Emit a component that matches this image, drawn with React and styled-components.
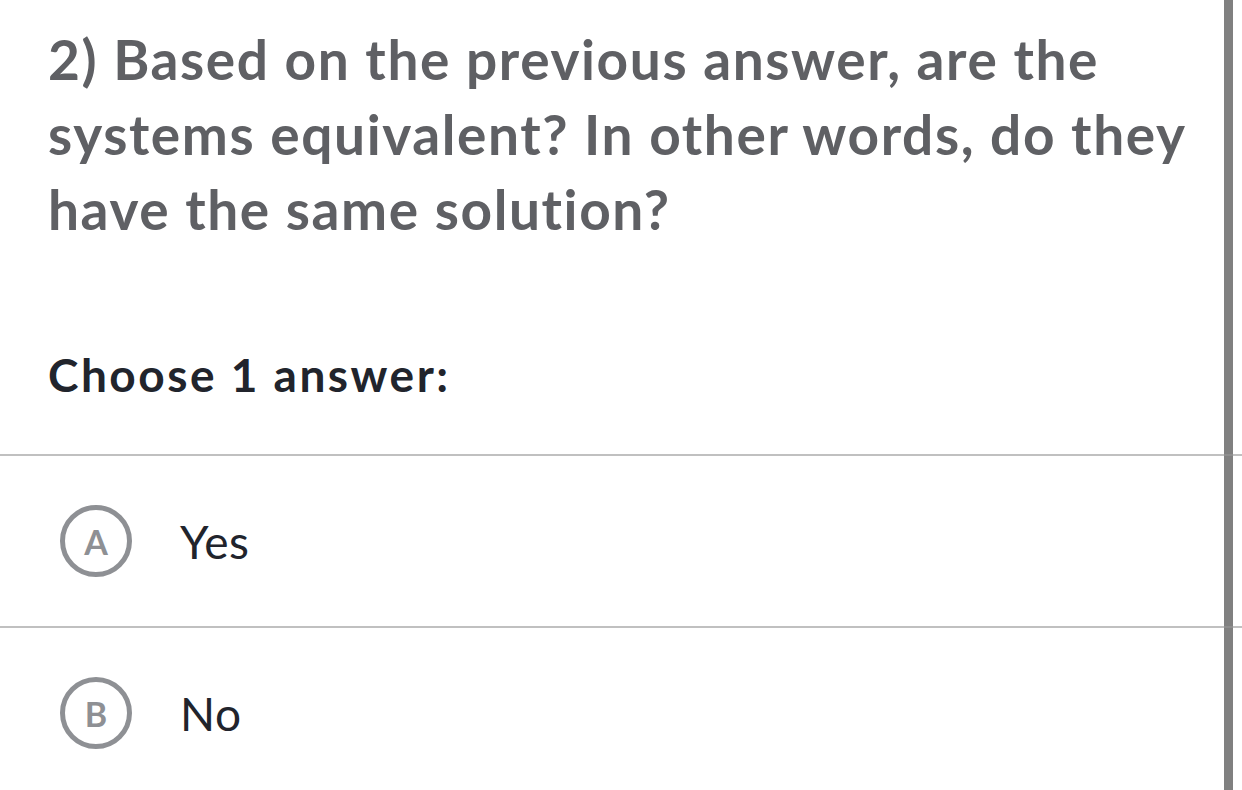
import React from 'react'
import styled, { createGlobalStyle } from 'styled-components'

const GlobalStyle = createGlobalStyle`
html, body {
    margin: 0;
    padding: 0;
    background: #ffffff;
    overflow: hidden;
}
body {
    font-family: Lato, "Open Sans", "Liberation Sans", sans-serif;
}
`

const Page = styled.div`
width: 1242px;
height: 790px;
overflow: hidden;
position: relative;
`

// scrollbar thumb lying over the right edge
const ScrollThumb = styled.div`
position: absolute;
top: 0;
bottom: 0;
left: 1224px;
width: 9px;
background: #808080;
`

const Question = styled.h2`
margin: 0;
padding: 22px 16px 0 48px;
font-size: 55px;
line-height: 75px;
font-weight: 700;
letter-spacing: 1.6px;
color: #5f6064;
`

const Prompt = styled.p`
margin: 0;
padding: 98px 48px 0 48px;
font-size: 46px;
line-height: 60px;
font-weight: 700;
letter-spacing: 2.5px;
color: #21242c;
`

const Choices = styled.div`
margin-top: 49px;
display: flex;
flex-direction: column;
`

const Choice = styled.div`
position: relative;
z-index: 1;
height: 170px;
border-top: 2px solid rgba(150, 150, 150, 0.6);
display: flex;
align-items: center;
padding-left: 60px;
gap: 48px;
`

const Letter = styled.div`
box-sizing: border-box;
width: 72px;
height: 72px;
border: 5px solid #8e9094;
border-radius: 50%;
display: flex;
align-items: center;
justify-content: center;
font-size: 34px;
font-weight: 700;
color: #8e9094;
`

const Label = styled.span`
font-size: 46px;
font-weight: 400;
letter-spacing: 0.5px;
color: #21242c;
`

const choices = [
    { key: 'A', text: 'Yes' },
    { key: 'B', text: 'No' },
]

const App = () => {
    return (
        <Page>
            <GlobalStyle />
            <ScrollThumb />
            <Question>
                2) Based on the previous answer, are the systems equivalent? In other words, do they have the same solution?
            </Question>
            <Prompt>Choose 1 answer:</Prompt>
            <Choices>
                {choices.map((c) => (
                    <Choice key={c.key}>
                        <Letter>{c.key}</Letter>
                        <Label>{c.text}</Label>
                    </Choice>
                ))}
            </Choices>
        </Page>
    )
}

export default App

> **OBJECTIVE**: The listing above needs to be output again exactly. Don't include the pictures.

> **RESPONSE**:
Emit a component that matches this image, drawn with React and styled-components.
import React from 'react'
import styled, { createGlobalStyle } from 'styled-components'

const GlobalStyle = createGlobalStyle`
html, body {
    margin: 0;
    padding: 0;
    background: #ffffff;
    overflow: hidden;
}
body {
    font-family: Lato, "Open Sans", "Liberation Sans", sans-serif;
}
`

const Page = styled.div`
width: 1242px;
height: 790px;
overflow: hidden;
position: relative;
`

// scrollbar thumb lying over the right edge
const ScrollThumb = styled.div`
position: absolute;
top: 0;
bottom: 0;
left: 1224px;
width: 9px;
background: #808080;
`

const Question = styled.h2`
margin: 0;
padding: 22px 16px 0 48px;
font-size: 55px;
line-height: 75px;
font-weight: 700;
letter-spacing: 1.6px;
color: #5f6064;
`

const Prompt = styled.p`
margin: 0;
padding: 98px 48px 0 48px;
font-size: 46px;
line-height: 60px;
font-weight: 700;
letter-spacing: 2.5px;
color: #21242c;
`

const Choices = styled.div`
margin-top: 49px;
display: flex;
flex-direction: column;
`

const Choice = styled.div`
position: relative;
z-index: 1;
height: 170px;
border-top: 2px solid rgba(150, 150, 150, 0.6);
display: flex;
align-items: center;
padding-left: 60px;
gap: 48px;
`

const Letter = styled.div`
box-sizing: border-box;
width: 72px;
height: 72px;
border: 5px solid #8e9094;
border-radius: 50%;
display: flex;
align-items: center;
justify-content: center;
font-size: 34px;
font-weight: 700;
color: #8e9094;
`

const Label = styled.span`
font-size: 46px;
font-weight: 400;
letter-spacing: 0.5px;
color: #21242c;
`

const choices = [
    { key: 'A', text: 'Yes' },
    { key: 'B', text: 'No' },
]

const App = () => {
    return (
        <Page>
            <GlobalStyle />
            <ScrollThumb />
            <Question>
                2) Based on the previous answer, are the systems equivalent? In other words, do they have the same solution?
            </Question>
            <Prompt>Choose 1 answer:</Prompt>
            <Choices>
                {choices.map((c) => (
                    <Choice key={c.key}>
                        <Letter>{c.key}</Letter>
                        <Label>{c.text}</Label>
                    </Choice>
                ))}
            </Choices>
        </Page>
    )
}

export default App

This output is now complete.